Which lines hold the word "this"? Copy each one.

(Interface markup and scripts)

·····

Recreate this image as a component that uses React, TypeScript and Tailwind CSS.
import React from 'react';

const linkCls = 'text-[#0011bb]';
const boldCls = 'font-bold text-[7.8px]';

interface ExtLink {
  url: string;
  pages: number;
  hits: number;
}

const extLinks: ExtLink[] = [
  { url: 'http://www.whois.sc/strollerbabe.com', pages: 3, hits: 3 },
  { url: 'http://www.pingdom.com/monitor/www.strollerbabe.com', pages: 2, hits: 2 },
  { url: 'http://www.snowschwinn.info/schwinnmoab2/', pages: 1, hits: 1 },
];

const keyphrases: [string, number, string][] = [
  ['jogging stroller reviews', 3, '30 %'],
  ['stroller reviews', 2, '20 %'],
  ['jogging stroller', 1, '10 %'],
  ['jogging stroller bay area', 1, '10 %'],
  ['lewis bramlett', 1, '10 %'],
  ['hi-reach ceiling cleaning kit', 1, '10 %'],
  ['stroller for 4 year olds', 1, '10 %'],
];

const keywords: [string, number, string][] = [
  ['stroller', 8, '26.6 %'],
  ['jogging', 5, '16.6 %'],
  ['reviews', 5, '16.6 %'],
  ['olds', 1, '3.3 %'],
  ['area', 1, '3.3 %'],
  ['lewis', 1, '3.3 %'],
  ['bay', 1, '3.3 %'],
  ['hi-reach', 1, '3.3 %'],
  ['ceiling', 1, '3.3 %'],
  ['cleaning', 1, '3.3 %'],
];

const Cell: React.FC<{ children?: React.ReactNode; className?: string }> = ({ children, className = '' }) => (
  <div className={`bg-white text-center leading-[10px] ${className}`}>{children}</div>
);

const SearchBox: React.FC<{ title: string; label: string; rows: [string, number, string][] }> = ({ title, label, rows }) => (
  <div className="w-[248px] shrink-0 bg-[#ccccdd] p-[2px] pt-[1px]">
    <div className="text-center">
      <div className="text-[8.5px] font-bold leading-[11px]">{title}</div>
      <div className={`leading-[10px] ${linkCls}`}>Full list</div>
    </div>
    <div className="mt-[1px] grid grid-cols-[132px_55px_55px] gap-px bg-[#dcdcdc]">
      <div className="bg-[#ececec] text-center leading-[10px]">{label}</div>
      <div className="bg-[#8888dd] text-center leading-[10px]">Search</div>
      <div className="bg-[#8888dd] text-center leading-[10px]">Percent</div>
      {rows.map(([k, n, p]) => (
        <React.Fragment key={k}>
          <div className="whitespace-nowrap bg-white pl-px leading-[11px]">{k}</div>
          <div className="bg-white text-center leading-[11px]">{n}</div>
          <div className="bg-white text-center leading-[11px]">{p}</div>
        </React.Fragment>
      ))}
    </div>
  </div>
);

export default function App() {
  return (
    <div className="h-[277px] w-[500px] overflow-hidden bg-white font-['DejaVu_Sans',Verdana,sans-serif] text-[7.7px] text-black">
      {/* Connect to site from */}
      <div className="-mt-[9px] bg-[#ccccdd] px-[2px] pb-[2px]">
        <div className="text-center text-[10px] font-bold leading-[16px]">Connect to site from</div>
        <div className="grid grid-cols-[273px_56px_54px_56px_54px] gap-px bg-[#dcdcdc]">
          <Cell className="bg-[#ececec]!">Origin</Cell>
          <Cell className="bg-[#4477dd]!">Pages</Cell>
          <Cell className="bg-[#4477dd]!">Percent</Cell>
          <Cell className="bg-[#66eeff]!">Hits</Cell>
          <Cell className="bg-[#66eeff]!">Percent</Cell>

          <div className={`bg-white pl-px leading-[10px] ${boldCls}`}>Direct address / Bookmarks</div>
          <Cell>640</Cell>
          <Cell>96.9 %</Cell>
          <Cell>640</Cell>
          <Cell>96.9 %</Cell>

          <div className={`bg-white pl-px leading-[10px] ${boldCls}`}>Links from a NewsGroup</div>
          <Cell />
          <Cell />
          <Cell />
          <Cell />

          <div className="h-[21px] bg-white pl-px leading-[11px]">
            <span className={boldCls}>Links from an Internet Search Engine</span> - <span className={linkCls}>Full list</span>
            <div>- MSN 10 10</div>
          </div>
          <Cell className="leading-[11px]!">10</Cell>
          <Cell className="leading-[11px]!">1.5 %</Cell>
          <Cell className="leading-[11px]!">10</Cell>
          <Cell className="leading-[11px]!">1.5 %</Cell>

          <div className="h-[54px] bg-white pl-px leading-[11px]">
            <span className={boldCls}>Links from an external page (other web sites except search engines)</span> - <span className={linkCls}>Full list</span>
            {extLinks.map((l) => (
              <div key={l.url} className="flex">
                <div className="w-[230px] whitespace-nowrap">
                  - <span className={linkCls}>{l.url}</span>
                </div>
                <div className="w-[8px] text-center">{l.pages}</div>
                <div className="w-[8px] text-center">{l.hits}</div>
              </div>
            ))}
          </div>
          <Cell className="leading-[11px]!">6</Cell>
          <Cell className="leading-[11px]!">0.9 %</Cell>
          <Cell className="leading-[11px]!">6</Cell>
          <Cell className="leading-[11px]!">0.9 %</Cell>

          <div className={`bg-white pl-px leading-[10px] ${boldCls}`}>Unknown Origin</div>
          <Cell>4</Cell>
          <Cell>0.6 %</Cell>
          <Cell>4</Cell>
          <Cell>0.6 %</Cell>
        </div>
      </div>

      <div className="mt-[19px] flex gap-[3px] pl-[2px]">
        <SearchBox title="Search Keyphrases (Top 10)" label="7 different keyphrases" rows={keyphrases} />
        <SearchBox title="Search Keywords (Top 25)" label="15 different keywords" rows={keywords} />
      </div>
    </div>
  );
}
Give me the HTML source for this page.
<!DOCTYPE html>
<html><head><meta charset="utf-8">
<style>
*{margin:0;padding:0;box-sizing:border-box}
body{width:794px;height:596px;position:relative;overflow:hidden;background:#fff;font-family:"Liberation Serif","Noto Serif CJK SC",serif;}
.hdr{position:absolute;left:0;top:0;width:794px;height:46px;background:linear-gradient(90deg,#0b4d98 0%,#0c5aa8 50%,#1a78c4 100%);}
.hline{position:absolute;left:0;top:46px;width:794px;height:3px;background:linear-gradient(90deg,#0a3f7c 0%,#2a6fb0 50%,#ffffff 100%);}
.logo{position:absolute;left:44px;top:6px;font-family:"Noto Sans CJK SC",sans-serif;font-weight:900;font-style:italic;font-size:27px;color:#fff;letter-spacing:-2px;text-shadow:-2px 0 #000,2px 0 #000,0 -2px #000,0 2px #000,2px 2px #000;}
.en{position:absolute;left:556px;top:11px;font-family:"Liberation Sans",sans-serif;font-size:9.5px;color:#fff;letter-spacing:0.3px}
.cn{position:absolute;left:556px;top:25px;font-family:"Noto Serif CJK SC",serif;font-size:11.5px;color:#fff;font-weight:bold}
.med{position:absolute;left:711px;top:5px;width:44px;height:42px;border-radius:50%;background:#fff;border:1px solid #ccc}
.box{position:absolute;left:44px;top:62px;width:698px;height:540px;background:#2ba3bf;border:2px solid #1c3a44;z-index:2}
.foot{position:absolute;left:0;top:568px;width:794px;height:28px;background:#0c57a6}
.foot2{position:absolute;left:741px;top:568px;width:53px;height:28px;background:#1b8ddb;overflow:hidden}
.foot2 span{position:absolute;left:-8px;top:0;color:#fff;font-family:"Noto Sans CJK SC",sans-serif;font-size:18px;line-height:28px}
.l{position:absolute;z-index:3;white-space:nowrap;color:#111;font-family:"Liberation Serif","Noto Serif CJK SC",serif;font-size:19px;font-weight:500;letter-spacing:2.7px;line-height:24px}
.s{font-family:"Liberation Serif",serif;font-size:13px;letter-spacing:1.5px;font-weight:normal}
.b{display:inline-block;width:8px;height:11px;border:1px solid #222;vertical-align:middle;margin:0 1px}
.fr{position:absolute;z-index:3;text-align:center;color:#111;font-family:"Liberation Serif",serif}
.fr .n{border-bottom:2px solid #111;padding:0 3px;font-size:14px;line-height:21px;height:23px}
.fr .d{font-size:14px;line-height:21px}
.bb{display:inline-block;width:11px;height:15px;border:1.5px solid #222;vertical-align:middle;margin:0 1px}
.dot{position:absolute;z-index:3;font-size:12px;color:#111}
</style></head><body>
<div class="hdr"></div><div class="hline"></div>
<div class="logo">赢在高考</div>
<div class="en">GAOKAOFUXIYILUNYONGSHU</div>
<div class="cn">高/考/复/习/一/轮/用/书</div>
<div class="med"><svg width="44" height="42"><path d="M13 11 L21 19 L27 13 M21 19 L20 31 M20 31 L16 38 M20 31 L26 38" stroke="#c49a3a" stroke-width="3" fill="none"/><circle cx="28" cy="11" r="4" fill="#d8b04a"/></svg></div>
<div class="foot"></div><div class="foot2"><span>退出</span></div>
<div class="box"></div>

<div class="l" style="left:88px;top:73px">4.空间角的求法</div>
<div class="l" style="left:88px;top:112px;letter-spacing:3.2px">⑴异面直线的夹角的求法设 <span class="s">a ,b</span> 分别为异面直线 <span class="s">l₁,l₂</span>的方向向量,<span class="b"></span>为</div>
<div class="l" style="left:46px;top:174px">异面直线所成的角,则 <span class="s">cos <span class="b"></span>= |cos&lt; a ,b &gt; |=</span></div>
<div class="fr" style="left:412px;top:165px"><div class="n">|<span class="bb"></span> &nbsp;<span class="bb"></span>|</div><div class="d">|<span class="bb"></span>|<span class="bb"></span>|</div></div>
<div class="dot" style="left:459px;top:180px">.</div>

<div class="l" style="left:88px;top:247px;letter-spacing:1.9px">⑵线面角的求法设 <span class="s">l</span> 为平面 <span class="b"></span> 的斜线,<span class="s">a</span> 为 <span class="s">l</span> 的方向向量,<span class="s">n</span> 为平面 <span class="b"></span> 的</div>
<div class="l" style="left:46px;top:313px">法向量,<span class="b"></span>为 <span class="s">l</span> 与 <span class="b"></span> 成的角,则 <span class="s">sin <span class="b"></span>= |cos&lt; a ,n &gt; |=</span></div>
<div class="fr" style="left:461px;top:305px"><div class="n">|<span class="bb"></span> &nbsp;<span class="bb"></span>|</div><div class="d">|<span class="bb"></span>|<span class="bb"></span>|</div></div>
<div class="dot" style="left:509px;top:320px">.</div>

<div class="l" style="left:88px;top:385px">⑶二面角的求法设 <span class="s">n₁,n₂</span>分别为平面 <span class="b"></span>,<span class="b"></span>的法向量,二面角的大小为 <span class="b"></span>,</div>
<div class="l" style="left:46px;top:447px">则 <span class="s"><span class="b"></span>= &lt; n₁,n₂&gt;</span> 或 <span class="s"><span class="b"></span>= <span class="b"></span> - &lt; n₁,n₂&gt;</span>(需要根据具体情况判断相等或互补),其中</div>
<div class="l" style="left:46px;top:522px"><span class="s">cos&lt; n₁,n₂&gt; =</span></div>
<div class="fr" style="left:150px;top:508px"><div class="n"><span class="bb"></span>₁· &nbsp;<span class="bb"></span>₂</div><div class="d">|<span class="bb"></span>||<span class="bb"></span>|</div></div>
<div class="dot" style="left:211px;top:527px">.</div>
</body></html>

·····

- [Answer below]:
Recreate this image as a component that uses React, TypeScript and Tailwind CSS.
Give me the HTML source for this page.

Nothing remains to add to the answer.